He aquí un ejemplo de cómo un buen guionista y un buen director pueden elevar de categoría una novela excesiva. Dejan todo el lastre, más que literario, retórico y artificioso del libro; y ateniéndose a los hechos de la trama -que de suyo son melodramáticos, por su rebuscado exceso sentimental y patético-, los hacen sobrios, o que parezcan tales. En esta apariencia de credibilidad comparten mérito Concha Velasco y todos los demás actores, todos.
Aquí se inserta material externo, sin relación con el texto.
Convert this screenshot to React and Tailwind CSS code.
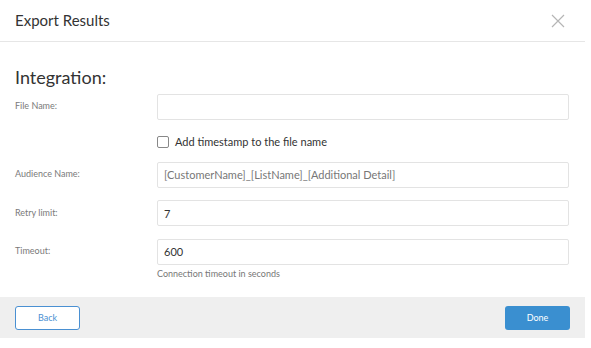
import React from 'react';

function Field({ label, value, placeholder, hint }) {
  return (
    <div className="flex items-start">
      <label className="w-[142px] shrink-0 h-[26px] flex items-center text-[9px] text-[#7a7a7a]">
        {label}
      </label>
      <div className="flex-1">
        <input
          readOnly
          value={value || ''}
          placeholder={placeholder}
          className="w-full h-[26px] border border-[#e3e3e3] rounded-[2px] px-[6px] text-[11px] text-[#333] placeholder:text-[#777] outline-none"
        />
        {hint && <p className="mt-[2px] text-[9px] text-[#777]">{hint}</p>}
      </div>
    </div>
  );
}

export default function App() {
  return (
    <div className="w-[591px] h-[348px] bg-white" style={{ fontFamily: 'Lato, "Noto Sans", sans-serif' }}>
      <div className="w-[585px] bg-white">
        {/* Header */}
        <div className="h-[42px] flex items-center justify-between px-[15px] border-b border-[#e6e6e6]">
          <h1 className="text-[15px] text-[#333]">Export Results</h1>
          <button className="text-[#b5b5b5] mr-[5px]">
            <svg width="14" height="14" viewBox="0 0 14 14" fill="none" stroke="currentColor" strokeWidth="1.2">
              <path d="M1 1L13 13M13 1L1 13" />
            </svg>
          </button>
        </div>

        {/* Body */}
        <div className="pl-[15px] pr-[16px] pt-[23px] pb-[17px]">
          <h2 className="text-[18px] leading-[24px] text-[#333] mb-[4px]">Integration:</h2>
          <div className="flex flex-col">
            <Field label="File Name:" />
            <div className="flex items-center pl-[142px] mt-[14px] mb-[11px]">
              <span className="w-[12px] h-[12px] border border-[#888] rounded-[2px] bg-white" />
              <span className="ml-[6px] text-[11px] text-[#333]">Add timestamp to the file name</span>
            </div>
            <Field label="Audience Name:" placeholder="[CustomerName]_[ListName]_[Additional Detail]" />
            <div className="h-[12px]" />
            <Field label="Retry limit:" value="7" />
            <div className="h-[12px]" />
            <Field label="Timeout:" value="600" hint="Connection timeout in seconds" />
          </div>
        </div>

        {/* Footer */}
        <div className="h-[41px] bg-[#efefef] flex items-center justify-between px-[15px]">
          <button className="w-[65px] h-[24px] border border-[#4a90d2] rounded-[3px] bg-white text-[9px] text-[#4a90d2]">
            Back
          </button>
          <button className="w-[65px] h-[24px] rounded-[3px] bg-[#3a8fd0] text-[9px] text-white">
            Done
          </button>
        </div>
      </div>
    </div>
  );
}
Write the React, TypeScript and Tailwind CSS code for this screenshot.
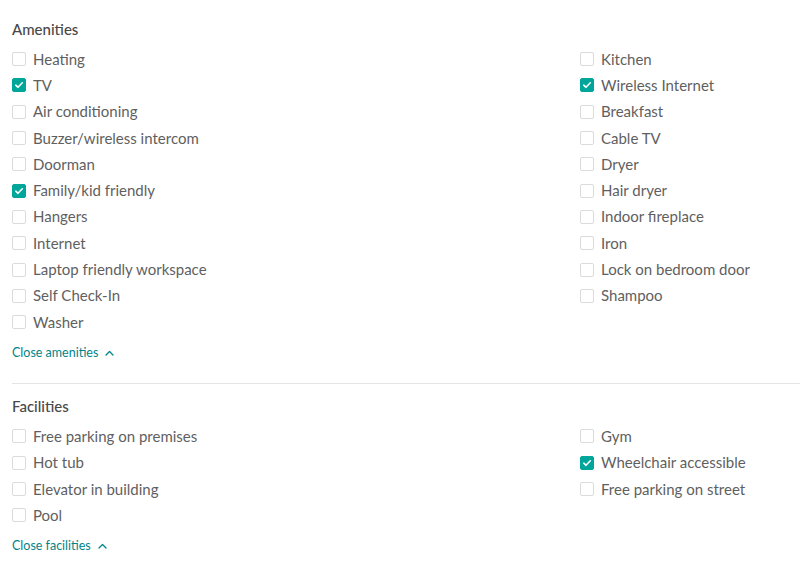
import { useState } from "react";

const amenities = {
  left: [
    ["Heating", false],
    ["TV", true],
    ["Air conditioning", false],
    ["Buzzer/wireless intercom", false],
    ["Doorman", false],
    ["Family/kid friendly", true],
    ["Hangers", false],
    ["Internet", false],
    ["Laptop friendly workspace", false],
    ["Self Check-In", false],
    ["Washer", false],
  ],
  right: [
    ["Kitchen", false],
    ["Wireless Internet", true],
    ["Breakfast", false],
    ["Cable TV", false],
    ["Dryer", false],
    ["Hair dryer", false],
    ["Indoor fireplace", false],
    ["Iron", false],
    ["Lock on bedroom door", false],
    ["Shampoo", false],
  ],
} as const;

const facilities = {
  left: [
    ["Free parking on premises", false],
    ["Hot tub", false],
    ["Elevator in building", false],
    ["Pool", false],
  ],
  right: [
    ["Gym", false],
    ["Wheelchair accessible", true],
    ["Free parking on street", false],
  ],
} as const;

const Checkbox = ({ label, initial }: { label: string; initial: boolean }) => {
  const [checked, setChecked] = useState(initial);
  return (
    <label className="flex h-[26.3px] cursor-pointer items-center">
      <span
        onClick={() => setChecked(c => !c)}
        className={`flex h-[14px] w-[14px] shrink-0 items-center justify-center rounded-[2px] border ${
          checked ? "border-[#00a699] bg-[#00a699]" : "border-[#dbdbdb] bg-white"
        }`}
      >
        {checked && (
          <svg width="10" height="10" viewBox="0 0 10 10" fill="none">
            <path d="M1.8 5.2 L4 7.3 L8.3 2.8" stroke="white" strokeWidth="1.6" strokeLinecap="round" strokeLinejoin="round" />
          </svg>
        )}
      </span>
      <span className="ml-[7px] text-[15px] leading-none text-[#5f5f5f]">{label}</span>
    </label>
  );
};

const Section = ({
  title,
  data,
  toggle,
}: {
  title: string;
  data: { left: readonly (readonly [string, boolean])[]; right: readonly (readonly [string, boolean])[] };
  toggle: string;
}) => (
  <div>
    <h3 className="flex h-[22px] items-center text-[15px] font-medium text-[#484848]">{title}</h3>
    <div className="mt-[6px] grid grid-cols-[568px_1fr]">
      <div>
        {data.left.map(([l, c]) => (
          <Checkbox key={l} label={l} initial={c} />
        ))}
      </div>
      <div>
        {data.right.map(([l, c]) => (
          <Checkbox key={l} label={l} initial={c} />
        ))}
      </div>
    </div>
    <button className="mt-[9px] flex h-[18px] items-center gap-[7px] text-[12.5px] text-[#008489]">
      {toggle}
      <svg width="9" height="6" viewBox="0 0 9 6" fill="none">
        <path d="M1 5 L4.5 1.5 L8 5" stroke="#008489" strokeWidth="1.3" strokeLinecap="round" strokeLinejoin="round" />
      </svg>
    </button>
  </div>
);

export default function App() {
  return (
    <div className="min-h-[574px] bg-white pl-3 pt-[18px] font-['Lato','Open_Sans',sans-serif]">
      <div className="pb-[21px]">
        <Section title="Amenities" data={amenities} toggle="Close amenities" />
      </div>
      <div className="border-t border-[#e4e4e4] pt-[11px]">
        <Section title="Facilities" data={facilities} toggle="Close facilities" />
      </div>
    </div>
  );
}
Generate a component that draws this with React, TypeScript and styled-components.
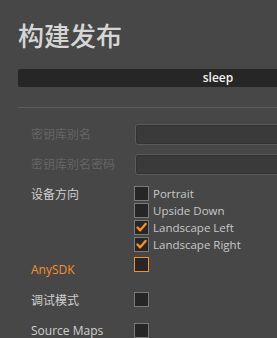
import React from "react";
import styled, { createGlobalStyle } from "styled-components";

const GlobalStyle = createGlobalStyle`
  html, body {
    margin: 0;
    padding: 0;
    background: #474747;
    overflow: hidden;
  }
  body {
    font-family: "Open Sans", "Noto Sans CJK SC", sans-serif;
  }
`;

interface CheckOption {
  label: string;
  checked: boolean;
}

const orientations: CheckOption[] = [
  { label: "Portrait", checked: false },
  { label: "Upside Down", checked: false },
  { label: "Landscape Left", checked: true },
  { label: "Landscape Right", checked: true },
];

export default function App() {
  return (
    <>
      <GlobalStyle />
      <Panel>
        <Title>构建发布</Title>
        <StatusBar>sleep</StatusBar>
        <Divider />

        <Form>
          <Row $top={0} $align="center">
            <Label $disabled>密钥库别名</Label>
            <TextInput disabled />
          </Row>
          <Row $top={9} $align="center">
            <Label $disabled>密钥库别名密码</Label>
            <TextInput disabled />
          </Row>
          <Row $top={11} $align="start">
            <Label $offset={1}>设备方向</Label>
            <CheckList>
              {orientations.map((o) => (
                <CheckItem key={o.label}>
                  <CheckBox checked={o.checked} />
                  <CheckText>{o.label}</CheckText>
                </CheckItem>
              ))}
            </CheckList>
          </Row>
          <Row $top={5} $align="start">
            <Label $accent $offset={5}>
              AnySDK
            </Label>
            <CheckBox checked={false} accent />
          </Row>
          <Row $top={15} $align="start">
            <Label $offset={1}>调试模式</Label>
            <CheckBox checked={false} />
          </Row>
          <Row $top={15} $align="start">
            <Label>Source Maps</Label>
            <CheckBox checked={false} />
          </Row>
        </Form>
      </Panel>
    </>
  );
}

function CheckBox(props: { checked: boolean; accent?: boolean }) {
  return (
    <Box $accent={props.accent}>
      {props.checked && (
        <svg width="13" height="13" viewBox="0 0 13 13">
          <path
            d="M2.5 6.5 L5.2 9.3 L10.6 3"
            fill="none"
            stroke="#f7902a"
            strokeWidth="2.4"
            strokeLinecap="round"
            strokeLinejoin="round"
          />
        </svg>
      )}
    </Box>
  );
}

const Panel = styled.div`
  width: 400px;
  padding: 20px 0 0 18px;
`;

const Title = styled.h1`
  margin: 0;
  font-family: "Noto Sans CJK SC", sans-serif;
  font-size: 26px;
  font-weight: 500;
  line-height: 30px;
  color: #d6d6d6;
`;

const StatusBar = styled.div`
  margin-top: 19px;
  height: 18px;
  border-radius: 2px;
  background: #262626;
  color: #f2f2f2;
  font-size: 12px;
  font-weight: 600;
  line-height: 17px;
  text-align: center;
`;

const Divider = styled.div`
  margin-top: 20px;
  height: 1px;
  background: #5f5f5f;
`;

const Form = styled.div`
  padding: 16px 0 0 13px;
  display: flex;
  flex-direction: column;
`;

const Row = styled.div<{ $top: number; $align: "start" | "center" }>`
  display: grid;
  grid-template-columns: 103px 1fr;
  align-items: ${(p) => p.$align};
  margin-top: ${(p) => p.$top}px;
`;

const Label = styled.div<{ $disabled?: boolean; $accent?: boolean; $offset?: number }>`
  font-family: "Open Sans", "Noto Sans CJK SC", sans-serif;
  font-size: 12px;
  line-height: 15px;
  height: 15px;
  padding-top: ${(p) => p.$offset ?? 0}px;
  color: ${(p) => (p.$accent ? "#f7902a" : p.$disabled ? "#656565" : "#cfcfcf")};
  white-space: nowrap;
`;

const TextInput = styled.input`
  box-sizing: border-box;
  margin-left: 1px;
  height: 21px;
  border: 1px solid #5a5a5a;
  border-radius: 3px;
  background: #3a3a3a;
  box-shadow: inset 0 0 0 1px #333;
`;

const CheckList = styled.div`
  display: flex;
  flex-direction: column;
  gap: 2px;
`;

const CheckItem = styled.label`
  display: flex;
  align-items: center;
  gap: 4px;
  height: 15px;
`;

const CheckText = styled.span`
  font-size: 11.5px;
  line-height: 15px;
  color: #c8c8c8;
  white-space: nowrap;
`;

const Box = styled.span<{ $accent?: boolean }>`
  box-sizing: border-box;
  width: 15px;
  height: 15px;
  display: flex;
  align-items: center;
  justify-content: center;
  background: #262626;
  border: 1px solid ${(p) => (p.$accent ? "#f7902a" : "#7a7a7a")};
`;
Palmira, mujer andaluza, madura, en el cénit de su belleza, arrastra con creciente desgana su matrimonio, sumida en la frivolidad; sigue enamorada de un médico afincado en Ruanda, que ejerce allí una labor abnegada y heroica. En un jardín de Sevilla, con su hermosa casa, durante la fiesta del 25 aniversario de su boda, comienza a desplegarse todo el melodrama: una hermana, lesbiana y borracha, pretende seducir a una joven, que se convertirá en amante del marido de Palmira; su hijo, homosexual y amante del pintor que ella pretende seducir, morirá en accidente de moto; su hija se casa con un camarero porque espera un hijo -que nacerá hemofílico- de él. Ella también tiene una aventura sexual con un camarero, de la que saldrá burlada y chantajeada. En este naufragio vital, Palmira abandona todo y se va -más allá del jardín- a Ruanda, para encontrarse con su primer amor, y a trabajar con él como enfermera. Es brevísimo el encuentro, pues estalla la guerra civil.
Contra lo que pudiera parecer, a la vista del retorcido argumento, la película se sigue con interés, por su más que correcta factura. Ciertamente, la inmoralidad generalizada, la religión convertida en mero acto de sociedad, los irresponsables excesos sexuales tienen el triste marchamo de cierta comercialidad fílmica, más destructora de cualquier valor humano y espiritual que las antiapologías pseufilosóficas de las pseudonovelas de Gala. Es difícil que al gran público no se le tambalee al menos alguno de esos valores ante tantos films como éste.